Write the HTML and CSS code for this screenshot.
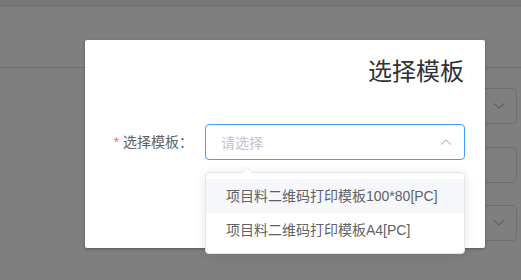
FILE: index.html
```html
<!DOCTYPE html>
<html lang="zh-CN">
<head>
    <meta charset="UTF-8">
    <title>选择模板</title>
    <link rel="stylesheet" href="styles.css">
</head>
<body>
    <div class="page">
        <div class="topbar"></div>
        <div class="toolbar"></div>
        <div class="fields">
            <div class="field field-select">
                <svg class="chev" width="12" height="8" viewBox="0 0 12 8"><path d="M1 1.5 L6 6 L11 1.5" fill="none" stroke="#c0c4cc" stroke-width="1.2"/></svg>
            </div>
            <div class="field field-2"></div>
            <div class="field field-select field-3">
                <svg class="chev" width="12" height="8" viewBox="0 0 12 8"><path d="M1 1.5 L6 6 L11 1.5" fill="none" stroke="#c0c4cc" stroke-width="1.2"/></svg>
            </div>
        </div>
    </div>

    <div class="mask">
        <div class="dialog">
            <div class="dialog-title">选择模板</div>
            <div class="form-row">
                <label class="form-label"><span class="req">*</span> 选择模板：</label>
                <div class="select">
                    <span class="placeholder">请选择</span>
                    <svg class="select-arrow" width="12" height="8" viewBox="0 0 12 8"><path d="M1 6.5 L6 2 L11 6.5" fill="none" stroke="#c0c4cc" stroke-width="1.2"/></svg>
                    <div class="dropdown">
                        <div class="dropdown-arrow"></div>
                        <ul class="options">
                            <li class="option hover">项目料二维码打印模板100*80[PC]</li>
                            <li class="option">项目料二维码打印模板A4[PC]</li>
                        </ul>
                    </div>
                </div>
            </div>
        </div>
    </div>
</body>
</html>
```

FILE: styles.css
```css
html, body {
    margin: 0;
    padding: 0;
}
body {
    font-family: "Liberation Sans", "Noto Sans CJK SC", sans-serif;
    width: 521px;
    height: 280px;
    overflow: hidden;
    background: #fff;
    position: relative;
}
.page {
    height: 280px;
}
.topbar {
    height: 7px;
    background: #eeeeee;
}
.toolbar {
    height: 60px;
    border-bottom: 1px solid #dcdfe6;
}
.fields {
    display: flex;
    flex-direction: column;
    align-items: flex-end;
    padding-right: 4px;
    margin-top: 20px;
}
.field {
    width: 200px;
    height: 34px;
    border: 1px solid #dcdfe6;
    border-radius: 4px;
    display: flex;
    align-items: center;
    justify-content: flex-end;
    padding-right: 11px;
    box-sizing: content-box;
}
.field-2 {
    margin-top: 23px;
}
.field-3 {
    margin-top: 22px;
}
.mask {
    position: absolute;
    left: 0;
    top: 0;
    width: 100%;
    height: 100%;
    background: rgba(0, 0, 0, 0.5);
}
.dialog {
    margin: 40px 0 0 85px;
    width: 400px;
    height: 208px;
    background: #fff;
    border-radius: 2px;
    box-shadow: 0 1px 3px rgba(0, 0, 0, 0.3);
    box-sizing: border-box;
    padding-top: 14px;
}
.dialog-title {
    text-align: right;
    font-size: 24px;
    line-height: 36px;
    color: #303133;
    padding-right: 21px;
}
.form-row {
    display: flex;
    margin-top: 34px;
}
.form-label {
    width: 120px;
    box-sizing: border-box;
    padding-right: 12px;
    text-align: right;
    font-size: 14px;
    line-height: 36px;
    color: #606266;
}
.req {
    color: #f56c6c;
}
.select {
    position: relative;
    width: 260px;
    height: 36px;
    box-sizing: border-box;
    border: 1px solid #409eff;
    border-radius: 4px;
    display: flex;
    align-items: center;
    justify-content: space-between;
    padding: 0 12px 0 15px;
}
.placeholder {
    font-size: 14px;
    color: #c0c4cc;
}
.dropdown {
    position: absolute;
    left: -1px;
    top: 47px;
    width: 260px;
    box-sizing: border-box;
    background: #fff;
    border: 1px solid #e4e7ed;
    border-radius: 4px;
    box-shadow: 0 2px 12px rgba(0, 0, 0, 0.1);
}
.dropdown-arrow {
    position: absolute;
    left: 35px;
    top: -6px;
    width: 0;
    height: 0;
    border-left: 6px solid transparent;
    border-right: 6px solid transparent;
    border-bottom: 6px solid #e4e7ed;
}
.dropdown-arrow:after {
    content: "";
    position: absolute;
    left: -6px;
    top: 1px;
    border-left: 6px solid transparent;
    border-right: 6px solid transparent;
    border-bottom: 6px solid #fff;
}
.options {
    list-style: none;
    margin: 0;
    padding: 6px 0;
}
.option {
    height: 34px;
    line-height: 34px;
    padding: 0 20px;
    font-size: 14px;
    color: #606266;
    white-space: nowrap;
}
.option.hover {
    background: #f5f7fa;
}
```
▬▬▬
- **What you have to do**: Transcribe the material as is, with images omitted.

- **The solution**:
Write the HTML and CSS code for this screenshot.
FILE: index.html
```html
<!DOCTYPE html>
<html lang="zh-CN">
<head>
    <meta charset="UTF-8">
    <title>选择模板</title>
    <link rel="stylesheet" href="styles.css">
</head>
<body>
    <div class="page">
        <div class="topbar"></div>
        <div class="toolbar"></div>
        <div class="fields">
            <div class="field field-select">
                <svg class="chev" width="12" height="8" viewBox="0 0 12 8"><path d="M1 1.5 L6 6 L11 1.5" fill="none" stroke="#c0c4cc" stroke-width="1.2"/></svg>
            </div>
            <div class="field field-2"></div>
            <div class="field field-select field-3">
                <svg class="chev" width="12" height="8" viewBox="0 0 12 8"><path d="M1 1.5 L6 6 L11 1.5" fill="none" stroke="#c0c4cc" stroke-width="1.2"/></svg>
            </div>
        </div>
    </div>

    <div class="mask">
        <div class="dialog">
            <div class="dialog-title">选择模板</div>
            <div class="form-row">
                <label class="form-label"><span class="req">*</span> 选择模板：</label>
                <div class="select">
                    <span class="placeholder">请选择</span>
                    <svg class="select-arrow" width="12" height="8" viewBox="0 0 12 8"><path d="M1 6.5 L6 2 L11 6.5" fill="none" stroke="#c0c4cc" stroke-width="1.2"/></svg>
                    <div class="dropdown">
                        <div class="dropdown-arrow"></div>
                        <ul class="options">
                            <li class="option hover">项目料二维码打印模板100*80[PC]</li>
                            <li class="option">项目料二维码打印模板A4[PC]</li>
                        </ul>
                    </div>
                </div>
            </div>
        </div>
    </div>
</body>
</html>
```

FILE: styles.css
```css
html, body {
    margin: 0;
    padding: 0;
}
body {
    font-family: "Liberation Sans", "Noto Sans CJK SC", sans-serif;
    width: 521px;
    height: 280px;
    overflow: hidden;
    background: #fff;
    position: relative;
}
.page {
    height: 280px;
}
.topbar {
    height: 7px;
    background: #eeeeee;
}
.toolbar {
    height: 60px;
    border-bottom: 1px solid #dcdfe6;
}
.fields {
    display: flex;
    flex-direction: column;
    align-items: flex-end;
    padding-right: 4px;
    margin-top: 20px;
}
.field {
    width: 200px;
    height: 34px;
    border: 1px solid #dcdfe6;
    border-radius: 4px;
    display: flex;
    align-items: center;
    justify-content: flex-end;
    padding-right: 11px;
    box-sizing: content-box;
}
.field-2 {
    margin-top: 23px;
}
.field-3 {
    margin-top: 22px;
}
.mask {
    position: absolute;
    left: 0;
    top: 0;
    width: 100%;
    height: 100%;
    background: rgba(0, 0, 0, 0.5);
}
.dialog {
    margin: 40px 0 0 85px;
    width: 400px;
    height: 208px;
    background: #fff;
    border-radius: 2px;
    box-shadow: 0 1px 3px rgba(0, 0, 0, 0.3);
    box-sizing: border-box;
    padding-top: 14px;
}
.dialog-title {
    text-align: right;
    font-size: 24px;
    line-height: 36px;
    color: #303133;
    padding-right: 21px;
}
.form-row {
    display: flex;
    margin-top: 34px;
}
.form-label {
    width: 120px;
    box-sizing: border-box;
    padding-right: 12px;
    text-align: right;
    font-size: 14px;
    line-height: 36px;
    color: #606266;
}
.req {
    color: #f56c6c;
}
.select {
    position: relative;
    width: 260px;
    height: 36px;
    box-sizing: border-box;
    border: 1px solid #409eff;
    border-radius: 4px;
    display: flex;
    align-items: center;
    justify-content: space-between;
    padding: 0 12px 0 15px;
}
.placeholder {
    font-size: 14px;
    color: #c0c4cc;
}
.dropdown {
    position: absolute;
    left: -1px;
    top: 47px;
    width: 260px;
    box-sizing: border-box;
    background: #fff;
    border: 1px solid #e4e7ed;
    border-radius: 4px;
    box-shadow: 0 2px 12px rgba(0, 0, 0, 0.1);
}
.dropdown-arrow {
    position: absolute;
    left: 35px;
    top: -6px;
    width: 0;
    height: 0;
    border-left: 6px solid transparent;
    border-right: 6px solid transparent;
    border-bottom: 6px solid #e4e7ed;
}
.dropdown-arrow:after {
    content: "";
    position: absolute;
    left: -6px;
    top: 1px;
    border-left: 6px solid transparent;
    border-right: 6px solid transparent;
    border-bottom: 6px solid #fff;
}
.options {
    list-style: none;
    margin: 0;
    padding: 6px 0;
}
.option {
    height: 34px;
    line-height: 34px;
    padding: 0 20px;
    font-size: 14px;
    color: #606266;
    white-space: nowrap;
}
.option.hover {
    background: #f5f7fa;
}
```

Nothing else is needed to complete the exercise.